- Given information
....

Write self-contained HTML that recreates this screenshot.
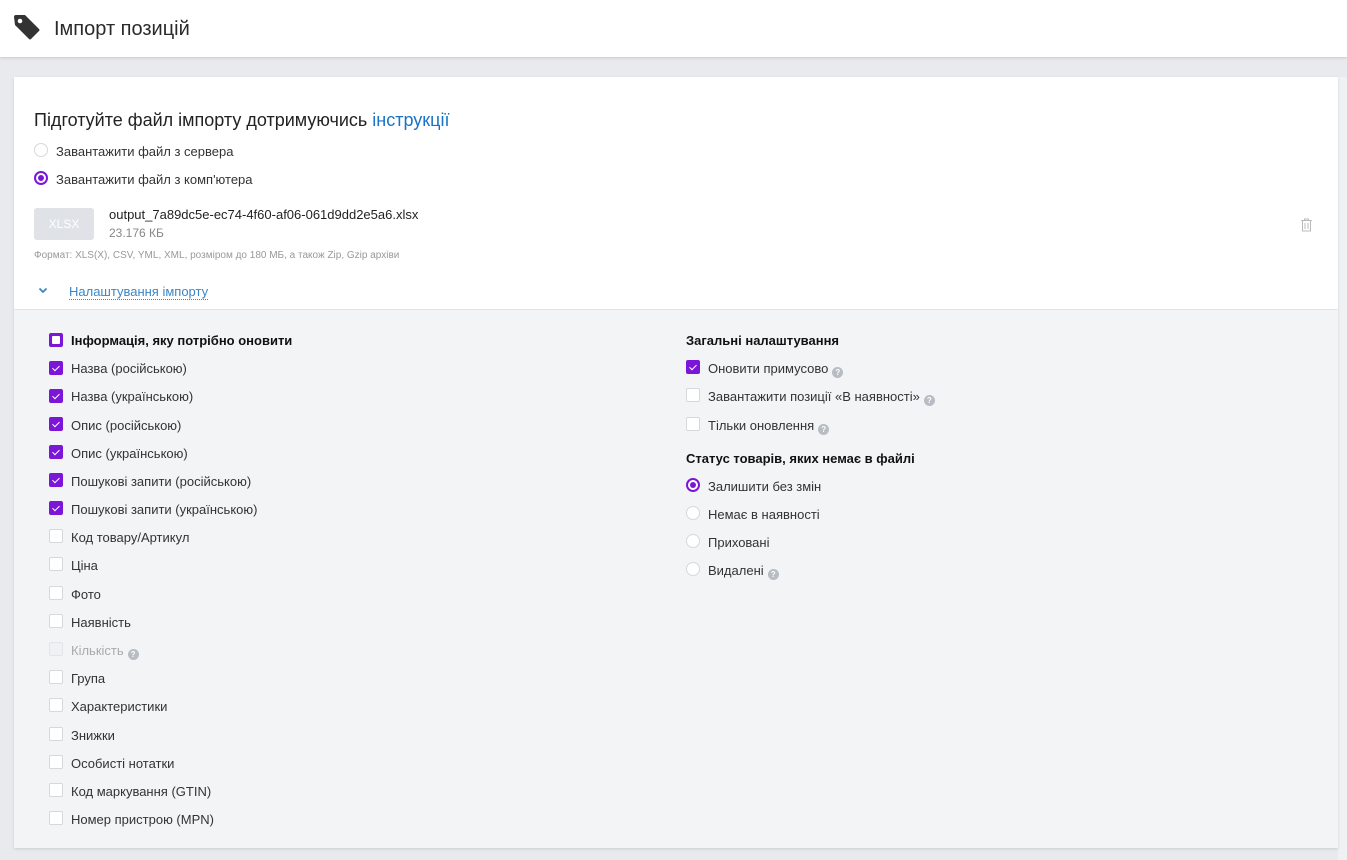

....

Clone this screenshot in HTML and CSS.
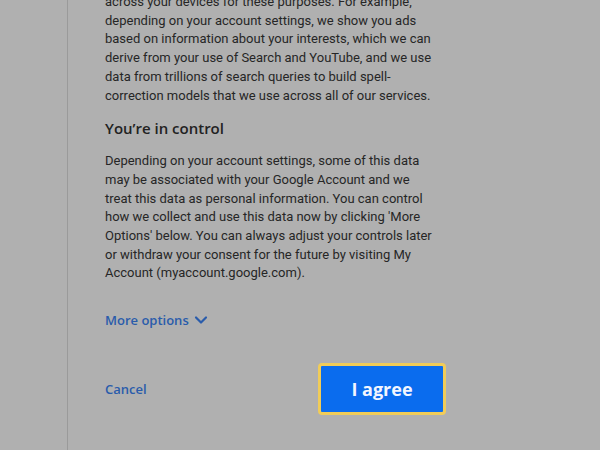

....

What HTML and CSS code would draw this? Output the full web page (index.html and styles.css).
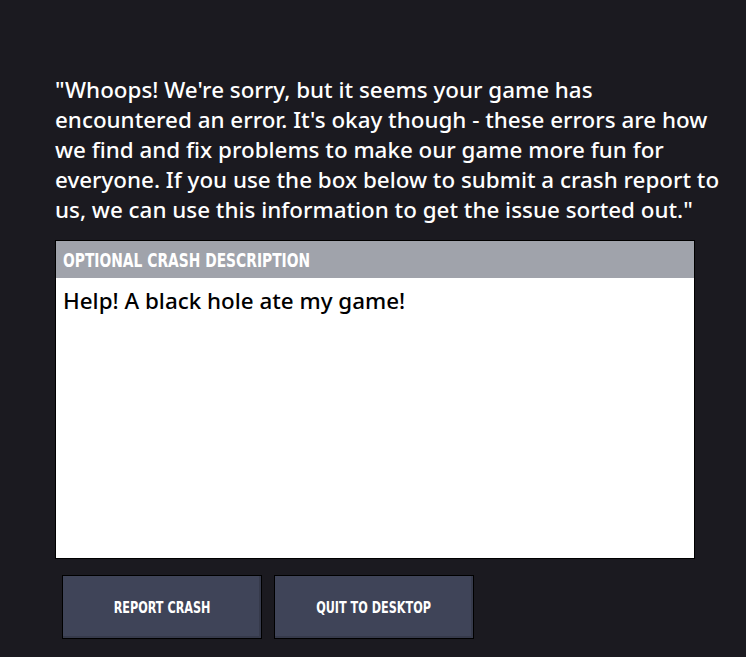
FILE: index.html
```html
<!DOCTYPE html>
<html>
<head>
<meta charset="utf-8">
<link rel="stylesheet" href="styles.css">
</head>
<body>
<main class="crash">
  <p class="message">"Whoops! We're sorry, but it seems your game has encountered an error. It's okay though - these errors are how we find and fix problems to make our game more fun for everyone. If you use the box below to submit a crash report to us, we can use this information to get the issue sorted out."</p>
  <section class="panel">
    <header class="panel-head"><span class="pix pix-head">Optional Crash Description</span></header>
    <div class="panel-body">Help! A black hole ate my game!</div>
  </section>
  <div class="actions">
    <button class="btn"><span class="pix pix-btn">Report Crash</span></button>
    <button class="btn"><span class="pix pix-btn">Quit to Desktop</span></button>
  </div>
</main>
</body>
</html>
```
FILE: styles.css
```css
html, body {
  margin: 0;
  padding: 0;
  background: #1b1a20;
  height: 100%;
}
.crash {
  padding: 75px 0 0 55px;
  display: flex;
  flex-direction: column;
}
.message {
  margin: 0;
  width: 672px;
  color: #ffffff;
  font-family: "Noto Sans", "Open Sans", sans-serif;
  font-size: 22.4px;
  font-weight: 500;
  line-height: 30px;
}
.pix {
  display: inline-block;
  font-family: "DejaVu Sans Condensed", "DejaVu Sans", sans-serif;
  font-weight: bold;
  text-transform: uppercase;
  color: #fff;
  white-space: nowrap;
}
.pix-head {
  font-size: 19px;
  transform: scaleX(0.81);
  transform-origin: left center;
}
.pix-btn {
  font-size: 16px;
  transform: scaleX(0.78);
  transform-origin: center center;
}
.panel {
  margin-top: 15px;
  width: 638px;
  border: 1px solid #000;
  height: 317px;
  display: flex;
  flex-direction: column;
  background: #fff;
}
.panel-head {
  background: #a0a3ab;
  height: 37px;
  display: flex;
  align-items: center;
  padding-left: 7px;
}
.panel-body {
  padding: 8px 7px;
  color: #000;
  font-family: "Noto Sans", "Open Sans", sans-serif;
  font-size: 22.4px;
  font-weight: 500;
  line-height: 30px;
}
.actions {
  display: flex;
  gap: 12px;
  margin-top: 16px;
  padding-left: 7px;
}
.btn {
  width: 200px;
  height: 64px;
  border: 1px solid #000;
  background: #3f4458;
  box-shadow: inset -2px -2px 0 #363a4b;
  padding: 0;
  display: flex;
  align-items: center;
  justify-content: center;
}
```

....

- Written task
Go through the listing above and locate each line that holds the word "styles". Copy those lines.

- Task solution
What HTML and CSS code would draw this? Output the full web page (index.html and styles.css).
<link rel="stylesheet" href="styles.css">
FILE: styles.css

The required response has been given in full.